Job:
Quote only the lines from the top of the listing below down to and including the line with "let words = $derived(content.trim()".

Information supplied:
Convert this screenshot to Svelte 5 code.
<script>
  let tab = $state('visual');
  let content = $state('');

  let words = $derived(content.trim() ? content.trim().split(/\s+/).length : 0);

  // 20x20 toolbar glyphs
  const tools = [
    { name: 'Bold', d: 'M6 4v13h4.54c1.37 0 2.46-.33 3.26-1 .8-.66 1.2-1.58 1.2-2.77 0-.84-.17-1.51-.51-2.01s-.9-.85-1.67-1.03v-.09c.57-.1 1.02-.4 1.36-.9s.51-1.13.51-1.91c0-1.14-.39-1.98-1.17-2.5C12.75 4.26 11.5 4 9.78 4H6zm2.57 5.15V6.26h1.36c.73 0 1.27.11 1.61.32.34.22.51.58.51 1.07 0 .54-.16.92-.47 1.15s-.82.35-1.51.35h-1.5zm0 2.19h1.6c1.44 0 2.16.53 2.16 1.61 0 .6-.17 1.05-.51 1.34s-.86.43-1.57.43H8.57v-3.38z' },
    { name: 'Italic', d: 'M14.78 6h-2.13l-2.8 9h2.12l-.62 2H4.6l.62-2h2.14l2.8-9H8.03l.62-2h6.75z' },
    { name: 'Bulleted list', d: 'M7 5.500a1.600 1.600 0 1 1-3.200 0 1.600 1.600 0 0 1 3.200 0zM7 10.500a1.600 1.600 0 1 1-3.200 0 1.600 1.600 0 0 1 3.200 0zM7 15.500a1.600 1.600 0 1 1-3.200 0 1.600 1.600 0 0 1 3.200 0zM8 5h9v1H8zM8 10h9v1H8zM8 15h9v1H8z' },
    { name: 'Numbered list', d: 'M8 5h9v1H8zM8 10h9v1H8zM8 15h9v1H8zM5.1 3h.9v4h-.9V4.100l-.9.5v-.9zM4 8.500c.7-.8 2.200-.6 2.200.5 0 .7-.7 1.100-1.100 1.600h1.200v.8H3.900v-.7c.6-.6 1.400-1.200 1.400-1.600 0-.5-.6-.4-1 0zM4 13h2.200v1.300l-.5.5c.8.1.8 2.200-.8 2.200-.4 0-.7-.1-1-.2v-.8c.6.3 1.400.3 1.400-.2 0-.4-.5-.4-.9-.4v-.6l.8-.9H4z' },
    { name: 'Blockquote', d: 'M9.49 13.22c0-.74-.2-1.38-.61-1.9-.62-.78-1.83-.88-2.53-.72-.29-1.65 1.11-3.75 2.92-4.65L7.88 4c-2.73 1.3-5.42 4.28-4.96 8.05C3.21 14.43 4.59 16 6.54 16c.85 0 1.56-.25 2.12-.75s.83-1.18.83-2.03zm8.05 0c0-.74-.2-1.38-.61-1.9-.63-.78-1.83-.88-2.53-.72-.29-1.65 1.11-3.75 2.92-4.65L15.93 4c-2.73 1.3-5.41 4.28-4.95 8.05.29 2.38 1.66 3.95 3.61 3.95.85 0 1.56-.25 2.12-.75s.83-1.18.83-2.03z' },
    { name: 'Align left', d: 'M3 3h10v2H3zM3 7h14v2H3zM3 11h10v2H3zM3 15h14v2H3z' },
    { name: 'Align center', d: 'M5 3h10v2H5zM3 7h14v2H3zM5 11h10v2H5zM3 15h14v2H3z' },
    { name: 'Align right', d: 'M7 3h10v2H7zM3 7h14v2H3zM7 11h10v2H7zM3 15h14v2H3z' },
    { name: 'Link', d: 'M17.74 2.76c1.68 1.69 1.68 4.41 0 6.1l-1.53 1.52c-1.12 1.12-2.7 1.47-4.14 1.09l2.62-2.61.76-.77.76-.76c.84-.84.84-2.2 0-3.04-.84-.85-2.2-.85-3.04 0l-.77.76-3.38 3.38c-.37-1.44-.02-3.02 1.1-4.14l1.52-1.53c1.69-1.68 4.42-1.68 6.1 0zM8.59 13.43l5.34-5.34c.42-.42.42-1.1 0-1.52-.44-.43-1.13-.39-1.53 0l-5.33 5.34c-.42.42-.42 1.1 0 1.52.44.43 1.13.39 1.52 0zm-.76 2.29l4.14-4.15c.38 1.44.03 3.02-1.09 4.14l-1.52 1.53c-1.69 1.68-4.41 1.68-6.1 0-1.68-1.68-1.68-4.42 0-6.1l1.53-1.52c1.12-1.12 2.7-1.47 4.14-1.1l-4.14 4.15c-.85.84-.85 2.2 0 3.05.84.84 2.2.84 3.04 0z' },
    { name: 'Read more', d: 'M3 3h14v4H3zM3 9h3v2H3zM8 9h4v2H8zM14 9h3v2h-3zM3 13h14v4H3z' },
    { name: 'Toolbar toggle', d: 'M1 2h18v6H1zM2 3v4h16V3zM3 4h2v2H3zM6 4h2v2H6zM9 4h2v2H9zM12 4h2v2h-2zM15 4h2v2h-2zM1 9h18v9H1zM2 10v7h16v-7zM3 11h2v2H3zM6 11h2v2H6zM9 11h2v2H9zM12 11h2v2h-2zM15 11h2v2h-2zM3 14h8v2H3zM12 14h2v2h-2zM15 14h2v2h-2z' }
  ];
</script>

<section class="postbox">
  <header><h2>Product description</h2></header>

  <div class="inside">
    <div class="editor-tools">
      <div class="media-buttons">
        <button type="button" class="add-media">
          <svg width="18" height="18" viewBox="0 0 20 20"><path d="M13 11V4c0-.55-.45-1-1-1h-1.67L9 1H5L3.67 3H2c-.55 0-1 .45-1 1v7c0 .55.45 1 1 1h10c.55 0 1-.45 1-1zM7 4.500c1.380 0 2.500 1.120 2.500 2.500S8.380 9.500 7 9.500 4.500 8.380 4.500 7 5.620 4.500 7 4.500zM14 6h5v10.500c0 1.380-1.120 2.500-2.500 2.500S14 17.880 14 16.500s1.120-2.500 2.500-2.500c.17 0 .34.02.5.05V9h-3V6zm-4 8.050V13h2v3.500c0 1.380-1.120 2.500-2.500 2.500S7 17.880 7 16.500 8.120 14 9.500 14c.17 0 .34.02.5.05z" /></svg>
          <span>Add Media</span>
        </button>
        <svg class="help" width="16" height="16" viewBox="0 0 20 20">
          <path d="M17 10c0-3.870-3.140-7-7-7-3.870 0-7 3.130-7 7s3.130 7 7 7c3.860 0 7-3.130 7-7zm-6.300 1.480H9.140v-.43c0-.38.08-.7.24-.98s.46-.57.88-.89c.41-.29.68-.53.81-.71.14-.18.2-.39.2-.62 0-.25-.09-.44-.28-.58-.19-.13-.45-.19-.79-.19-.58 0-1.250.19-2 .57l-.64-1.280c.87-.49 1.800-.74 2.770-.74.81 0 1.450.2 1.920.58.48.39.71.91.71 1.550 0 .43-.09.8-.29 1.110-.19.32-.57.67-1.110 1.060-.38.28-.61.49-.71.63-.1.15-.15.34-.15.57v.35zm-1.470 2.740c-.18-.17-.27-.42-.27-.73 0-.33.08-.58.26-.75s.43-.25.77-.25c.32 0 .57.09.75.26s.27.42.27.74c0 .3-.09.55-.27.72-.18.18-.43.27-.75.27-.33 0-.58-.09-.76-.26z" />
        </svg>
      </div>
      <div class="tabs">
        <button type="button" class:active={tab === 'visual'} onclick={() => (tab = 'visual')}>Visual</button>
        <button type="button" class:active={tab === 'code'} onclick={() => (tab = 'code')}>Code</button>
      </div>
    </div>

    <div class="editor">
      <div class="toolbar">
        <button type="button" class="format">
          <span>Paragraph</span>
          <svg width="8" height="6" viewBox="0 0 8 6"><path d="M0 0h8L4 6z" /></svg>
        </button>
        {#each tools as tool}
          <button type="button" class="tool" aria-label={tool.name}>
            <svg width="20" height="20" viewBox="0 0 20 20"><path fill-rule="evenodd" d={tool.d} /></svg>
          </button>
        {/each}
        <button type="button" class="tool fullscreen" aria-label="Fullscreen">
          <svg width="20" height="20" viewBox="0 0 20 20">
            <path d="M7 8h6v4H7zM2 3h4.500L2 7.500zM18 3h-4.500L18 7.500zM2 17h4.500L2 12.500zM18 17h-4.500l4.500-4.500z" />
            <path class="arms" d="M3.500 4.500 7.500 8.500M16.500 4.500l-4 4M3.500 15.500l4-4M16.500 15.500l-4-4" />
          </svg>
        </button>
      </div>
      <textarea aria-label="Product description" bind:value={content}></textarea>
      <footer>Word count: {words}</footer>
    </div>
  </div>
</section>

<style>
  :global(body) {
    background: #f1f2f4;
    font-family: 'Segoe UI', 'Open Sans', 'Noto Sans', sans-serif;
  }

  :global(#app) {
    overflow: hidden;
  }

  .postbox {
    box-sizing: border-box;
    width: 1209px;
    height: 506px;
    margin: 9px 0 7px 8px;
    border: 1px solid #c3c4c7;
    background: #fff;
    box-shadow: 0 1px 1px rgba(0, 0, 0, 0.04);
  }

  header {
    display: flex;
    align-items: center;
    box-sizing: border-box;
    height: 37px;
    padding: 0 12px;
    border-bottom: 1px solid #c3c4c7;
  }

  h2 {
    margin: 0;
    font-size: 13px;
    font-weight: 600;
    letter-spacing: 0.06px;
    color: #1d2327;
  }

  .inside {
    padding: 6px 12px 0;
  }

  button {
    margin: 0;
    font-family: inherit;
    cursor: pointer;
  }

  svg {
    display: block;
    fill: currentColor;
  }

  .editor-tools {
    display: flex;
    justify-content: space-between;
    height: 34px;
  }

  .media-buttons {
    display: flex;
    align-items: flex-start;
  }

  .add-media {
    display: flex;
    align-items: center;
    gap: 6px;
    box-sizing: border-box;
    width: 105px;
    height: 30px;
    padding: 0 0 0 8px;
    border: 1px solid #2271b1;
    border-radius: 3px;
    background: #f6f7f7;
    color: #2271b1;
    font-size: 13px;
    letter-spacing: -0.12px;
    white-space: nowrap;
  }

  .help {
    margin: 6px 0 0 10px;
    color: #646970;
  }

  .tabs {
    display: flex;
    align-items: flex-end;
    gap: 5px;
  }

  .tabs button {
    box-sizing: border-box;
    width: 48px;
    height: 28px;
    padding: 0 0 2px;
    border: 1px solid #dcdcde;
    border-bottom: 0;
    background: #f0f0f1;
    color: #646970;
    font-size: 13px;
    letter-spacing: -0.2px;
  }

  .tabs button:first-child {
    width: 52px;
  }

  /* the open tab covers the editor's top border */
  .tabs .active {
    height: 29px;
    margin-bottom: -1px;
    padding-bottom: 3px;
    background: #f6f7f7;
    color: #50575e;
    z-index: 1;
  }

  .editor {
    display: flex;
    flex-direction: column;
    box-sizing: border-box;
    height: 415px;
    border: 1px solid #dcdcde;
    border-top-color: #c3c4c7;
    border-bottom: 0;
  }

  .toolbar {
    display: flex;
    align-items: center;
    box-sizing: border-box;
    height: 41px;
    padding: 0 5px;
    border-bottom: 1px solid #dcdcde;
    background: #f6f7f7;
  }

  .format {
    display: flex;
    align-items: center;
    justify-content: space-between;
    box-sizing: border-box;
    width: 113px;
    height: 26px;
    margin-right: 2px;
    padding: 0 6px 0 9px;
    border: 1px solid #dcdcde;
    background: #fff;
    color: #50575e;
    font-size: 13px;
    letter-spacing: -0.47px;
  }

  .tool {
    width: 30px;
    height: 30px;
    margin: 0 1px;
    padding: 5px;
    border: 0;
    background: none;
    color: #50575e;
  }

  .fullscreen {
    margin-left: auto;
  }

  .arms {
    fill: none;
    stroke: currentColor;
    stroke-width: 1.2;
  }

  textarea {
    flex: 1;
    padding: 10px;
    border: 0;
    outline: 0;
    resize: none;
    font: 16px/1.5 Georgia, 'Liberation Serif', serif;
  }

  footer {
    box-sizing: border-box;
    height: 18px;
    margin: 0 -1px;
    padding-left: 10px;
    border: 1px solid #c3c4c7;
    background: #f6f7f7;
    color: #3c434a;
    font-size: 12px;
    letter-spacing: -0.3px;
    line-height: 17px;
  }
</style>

Solution to the exercise:
Convert this screenshot to Svelte 5 code.
<script>
  let tab = $state('visual');
  let content = $state('');

  let words = $derived(content.trim() ? content.trim().split(/\s+/).length : 0);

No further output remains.